Adapted from a story by Kate Chappell for The Washington Post.
The case originated from an experience Sherine Virgo had earlier this summer, when was told that she would need to cut her daughter’s dreadlocks in order for the 5-year-old attend the prestigious Kingston public school to which she had been accepted. The school’s principal explained that the no-dreadlocks policy was a matter of hygiene and avoiding lice in the school, Virgo recalled.
“I said, ‘I will not be cutting her hair,’ ” Virgo recounted.
Earlier this month, the court handed down an injunction ordering that the girl — identified in court documents only as “Z,” because she is a minor — be permitted to attend school. It was a first step in a constitutional challenge by a human-rights group, Jamaicans for Justice, that could bring an end to the practice of barring children with dreadlocks or “natural” hair from school. Jamaicans also think it could help diminish the historically discriminatory treatment of Rastafarians, who wear their hair in dreadlocks as part of their culture.
The human-rights group is challenging the school’s prohibition on dreadlocks by arguing that it violates the child’s constitutional rights — including the right to an education, freedom of speech and freedom from official discrimination. The case will be heard in January.
“This is an important first victory that will allow the child to attend school and receive an education which she has a constitutional right to. Without this court order, she faced the prospect of being denied an education simply for refusing to remove her dreadlocks,” the executive director of Jamaicans for Justice, Rodje Malcolm, said in a statement.The dreadlocks issue hasn’t just affected female students.
In 2016, a 3-year-old Jamaican boy was expelled from school after his mother, Donna Amritt, refused to cut his hair.
“This is more than a gender-related issue, it is a racial issue,” said Amritt, adding that white children with long hair faced no similar requirement.
A history of hair
Rastafarians are part of a political and religious movement founded in the 1930s in Jamaica that drew from Revival, Christian and African faiths. The movement became popular in part as a reaction to British colonial rule, said Erin MacLeod, a Rastafari scholar who teaches at Vanier College in Montreal. Rastafarians are believed to make up about 2 percent of the island’s population. One of the best-known advocates of the faith was the Jamaican musician Bob Marley.
Virgo and her daughter do not consider themselves Rastafarians, but wear dreadlocks as a way to express their identity.
She declined to provide her daughter’s name, citing a desire for privacy for the girl.
The ban on dreadlocks appears to be a practice adopted by some schools, but is not in the law.
Since the injunction was issued, the Ministry of Education has released intricate guidelines for students’ hairstyles, including permission for females to wear dreadlocks if they are neat.

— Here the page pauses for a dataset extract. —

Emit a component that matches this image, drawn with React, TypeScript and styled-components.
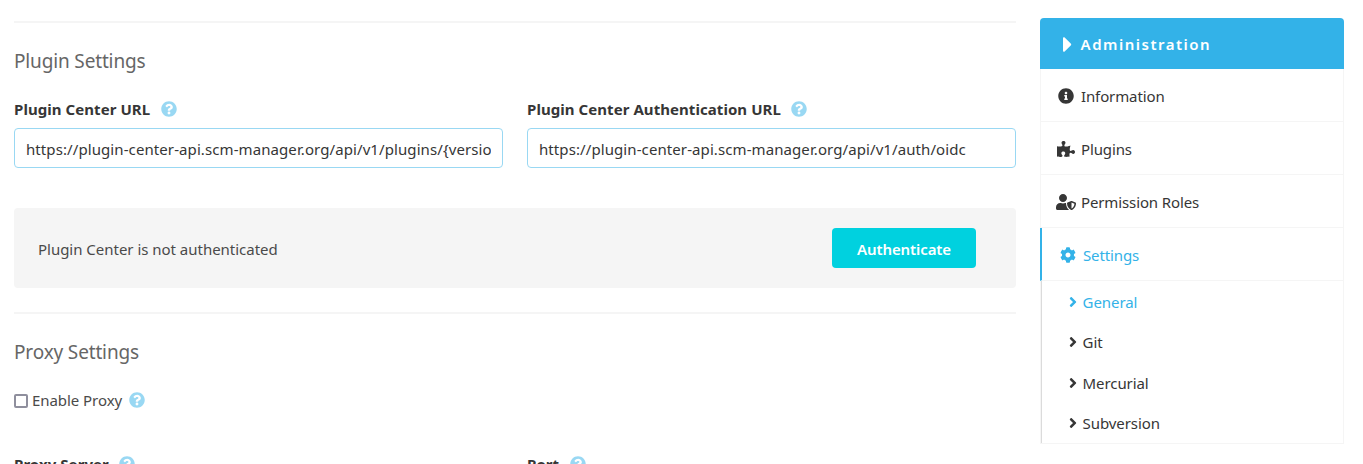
import React from "react";
import styled, { createGlobalStyle } from "styled-components";
import {
  FaAngleRight,
  FaCaretRight,
  FaCog,
  FaInfoCircle,
  FaPuzzlePiece,
  FaQuestionCircle,
  FaUserShield,
} from "react-icons/fa";

const GlobalStyle = createGlobalStyle`
  * { box-sizing: border-box; }
  body {
    margin: 0;
    background: #fff;
    color: #363636;
    font-family: "Noto Sans", "Open Sans", sans-serif;
    font-size: 15px;
    line-height: 24px;
    overflow: hidden;
  }
`;

const Page = styled.div`
  display: grid;
  grid-template-columns: 1002px 304px;
  column-gap: 24px;
  height: 464px;
  padding-left: 14px;
  overflow: hidden;
`;

const Main = styled.main`
  padding-top: 21px;
  white-space: nowrap;
`;

const Divider = styled.hr`
  height: 2px;
  margin: 0;
  border: 0;
  background: #f5f5f5;
`;

const Heading = styled.h3`
  margin: 0;
  padding-top: 23px;
  color: #666;
  font-size: 19px;
  font-weight: 400;
  line-height: 30px;
  letter-spacing: -0.15px;
`;

const Columns = styled.div<{ $top: number }>`
  display: grid;
  grid-template-columns: 1fr 1fr;
  column-gap: 24px;
  margin-top: ${(p) => p.$top}px;
`;

const Field = styled.div`
  min-width: 0;
`;

const Label = styled.label`
  display: flex;
  align-items: center;
  gap: 10.5px;
  height: 24px;
  font-weight: 700;
  letter-spacing: 0.06px;
`;

const Help = styled(FaQuestionCircle)`
  flex: none;
  width: 16px;
  height: 16px;
  color: #99d8f3;
`;

const TextInput = styled.input`
  display: block;
  width: 100%;
  height: 40px;
  margin-top: 7px;
  padding: 2px 11px 0;
  border: 1px solid #99d8f3;
  border-radius: 4px;
  background: #fff;
  color: #363636;
  font: inherit;
  letter-spacing: 0.09px;
`;

const Notice = styled.section`
  display: flex;
  align-items: center;
  justify-content: space-between;
  height: 80px;
  margin: 40px 0 24px;
  padding: 0 40px 0 24px;
  border-radius: 4px;
  background: #f5f5f5;
  color: #4a4a4a;
`;

const NoticeText = styled.span`
  padding-top: 2px;
  letter-spacing: -0.02px;
`;

const PrimaryButton = styled.button`
  width: 144px;
  height: 40px;
  padding: 2px 0 0;
  border: 0;
  border-radius: 4px;
  background: #00d1df;
  color: #fff;
  font: inherit;
  font-weight: 600;
  letter-spacing: -0.1px;
`;

const CheckRow = styled.label`
  display: flex;
  align-items: center;
  height: 24px;
  margin-top: 21px;
  color: #4a4a4a;
`;

const Checkbox = styled.input`
  appearance: none;
  width: 14px;
  height: 14px;
  margin: 1px 4px 0 0;
  border: 2px solid #8f8f9d;
  border-radius: 2px;
  background: #fff;
`;

const CheckText = styled.span`
  margin-right: 7px;
  letter-spacing: -0.06px;
`;

const Sidebar = styled.aside`
  padding-top: 18px;
  white-space: nowrap;
`;

const MenuTitle = styled.div`
  display: flex;
  align-items: center;
  height: 51px;
  padding: 1px 0 0 23px;
  border-radius: 4px 4px 0 0;
  background: #33b2e8;
  color: #fff;
  font-weight: 600;
  letter-spacing: 1.5px;

  svg {
    width: 9.4px;
    height: 25px;
    margin-right: 8.2px;
  }
`;

const MenuList = styled.nav`
  border: solid #f5f5f5;
  border-width: 0 1px 1px;
`;

const MenuItem = styled.a<{ $active?: boolean }>`
  display: flex;
  align-items: center;
  height: 53px;
  margin-left: ${(p) => (p.$active ? -1 : 0)}px;
  padding-top: 2px;
  padding-left: ${(p) => (p.$active ? 16 : 15)}px;
  border-left: ${(p) => (p.$active ? "2px solid #33b2e8" : "0")};
  border-bottom: 1px solid #f5f5f5;
  color: ${(p) => (p.$active ? "#33b2e8" : "#363636")};
  letter-spacing: -0.12px;
`;

const IconSlot = styled.span`
  display: flex;
  justify-content: center;
  width: 20px;
  margin-right: 5px;
`;

const SubMenu = styled.div`
  height: 162px;
  padding-top: 0.5px;
  border-left: 1px solid #dbdbdb;
`;

const SubItem = styled.a<{ $active?: boolean }>`
  display: flex;
  align-items: center;
  height: 40.5px;
  padding-left: 27px;
  color: ${(p) => (p.$active ? "#33b2e8" : "#363636")};
  letter-spacing: -0.08px;

  svg {
    width: 8px;
    height: 16px;
    margin-right: 5.6px;
  }
`;

const menuItems = [
  { name: "Information", icon: <FaInfoCircle size={16} /> },
  { name: "Plugins", icon: <FaPuzzlePiece size={18} /> },
  { name: "Permission Roles", icon: <FaUserShield size={20} /> },
  { name: "Settings", icon: <FaCog size={16} />, active: true },
];

const subItems = [
  { name: "General", active: true },
  { name: "Git" },
  { name: "Mercurial" },
  { name: "Subversion" },
];

export default function App() {
  return (
    <>
      <GlobalStyle />
      <Page>
        <Main>
          <Divider />
          <Heading>Plugin Settings</Heading>
          <Columns $top={21}>
            <Field>
              <Label>Plugin Center URL <Help /></Label>
              <TextInput readOnly value="https://plugin-center-api.scm-manager.org/api/v1/plugins/{version}" />
            </Field>
            <Field>
              <Label>Plugin Center Authentication URL <Help /></Label>
              <TextInput readOnly value="https://plugin-center-api.scm-manager.org/api/v1/auth/oidc" />
            </Field>
          </Columns>
          <Notice>
            <NoticeText>Plugin Center is not authenticated</NoticeText>
            <PrimaryButton>Authenticate</PrimaryButton>
          </Notice>
          <Divider />
          <Heading>Proxy Settings</Heading>
          <CheckRow>
            <Checkbox type="checkbox" />
            <CheckText>Enable Proxy</CheckText>
            <Help />
          </CheckRow>
          <Columns $top={40}>
            <Field><Label>Proxy Server <Help /></Label></Field>
            <Field><Label>Port <Help /></Label></Field>
          </Columns>
        </Main>
        <Sidebar>
          <MenuTitle><FaCaretRight />Administration</MenuTitle>
          <MenuList>
            {menuItems.map((item) => (
              <MenuItem key={item.name} $active={item.active}>
                <IconSlot>{item.icon}</IconSlot>
                {item.name}
              </MenuItem>
            ))}
            <SubMenu>
              {subItems.map((item) => (
                <SubItem key={item.name} $active={item.active}><FaAngleRight />{item.name}</SubItem>
              ))}
            </SubMenu>
          </MenuList>
        </Sidebar>
      </Page>
    </>
  );
}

Carolyn Cooper, a retired professor of cultural studies at the University of the West Indies, said Rastafarians have experienced discrimination for decades. The Rastafari movement was initially regarded as a subversive anti-colonial force by the government. Suspicion of its members lingered even after Jamaica became independent in 1962.
“This is part of a whole prejudice that has historical antecedents,” she said.